Yo diría su terquedad, él diría tenacidad como ninguna. Misma que lo ha catapultado a luchar contra un mal que lo aqueja, con armas que él mismo se ha construído sin darle cuartel. Para mí – más allá del ámbito publicitario – se ha vuelto un maestro de vida, una inspiración y el mayor ejemplo a seguir. Y la última y no por eso menos importante: Andrea. Líder nata. De esas personas que a los 5 minutos ya te tiene en la bolsa y no pudiste oponer la más mínima de las resistencias y ni siquiera quisiste ponerla. La mejor vendedora que he conocido y la persona menos consciente de su posición en una compañía. “La jefa” que nunca jamás se comportó como tal – no había necesidad – todo el mundo sabía quién era ella.
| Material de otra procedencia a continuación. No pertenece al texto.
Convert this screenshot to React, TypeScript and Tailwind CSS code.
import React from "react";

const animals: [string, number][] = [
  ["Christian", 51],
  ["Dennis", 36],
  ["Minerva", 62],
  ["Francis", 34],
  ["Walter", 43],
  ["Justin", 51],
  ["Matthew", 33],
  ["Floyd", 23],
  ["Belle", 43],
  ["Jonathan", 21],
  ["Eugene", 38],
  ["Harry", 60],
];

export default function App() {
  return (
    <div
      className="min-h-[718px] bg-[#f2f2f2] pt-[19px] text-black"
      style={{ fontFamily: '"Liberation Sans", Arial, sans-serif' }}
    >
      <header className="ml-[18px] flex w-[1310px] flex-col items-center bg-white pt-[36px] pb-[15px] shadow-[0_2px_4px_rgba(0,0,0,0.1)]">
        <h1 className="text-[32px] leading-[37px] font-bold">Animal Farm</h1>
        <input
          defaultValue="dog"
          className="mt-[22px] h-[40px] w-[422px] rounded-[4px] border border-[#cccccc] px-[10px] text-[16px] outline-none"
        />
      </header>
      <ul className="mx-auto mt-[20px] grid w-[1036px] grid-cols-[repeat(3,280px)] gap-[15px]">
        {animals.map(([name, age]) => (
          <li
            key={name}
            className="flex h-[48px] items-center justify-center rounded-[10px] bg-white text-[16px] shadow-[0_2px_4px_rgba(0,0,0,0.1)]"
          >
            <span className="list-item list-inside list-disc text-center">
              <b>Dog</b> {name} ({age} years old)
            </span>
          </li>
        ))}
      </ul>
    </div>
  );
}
Una de esas personas que me recordaron que no por ser “el Presidente” (aunque fuera de la nación más poderosa del Sistema Solar) tu vida y tu manejo gerencial tienen que ser solemnes, serios y de hueva.
Y así como sabía cuál era el problema personal de todos los integrantes de la agencia – incluída la señora de la limpieza – así exigía creatividad, no sólo porque le divertía y le emocionaba tener buen trabajo en la oficina sino porque sabía que una buena idea era capaz de cambiar percepciones de marca y ventas de nuestros clientes.
Divertida, audaz, rebelde, competitiva. Una niña de 12 años atrapada en el cuerpo de alguien de 40. Sabía más del negocio y de las marcas que los propios clientes y por eso la respetaban cada vez que entraba a una sala de juntas. Y así como exigía ejecuciones espectaculares y entregar más de lo que el cliente esperaba, era la primera en quedarse en las madrugadas a hacerle sandwiches al equipo creativo. Una apasionada de la publicidad, del trabajo en equipo, del trabajo duro, de las ideas y de tratar bien a la gente. 4 maestros a los que les estoy muy agradecido y en todos los casos, hasta tengo la fortuna de llamarlos amigos. Espero algún día, poder formar parte de ese grupo que se recuerda con admiración de algún creativo con el que haya colaborado y tener también la fortuna de poder llamarlo mi amigo. Buen jueves desde el paraíso.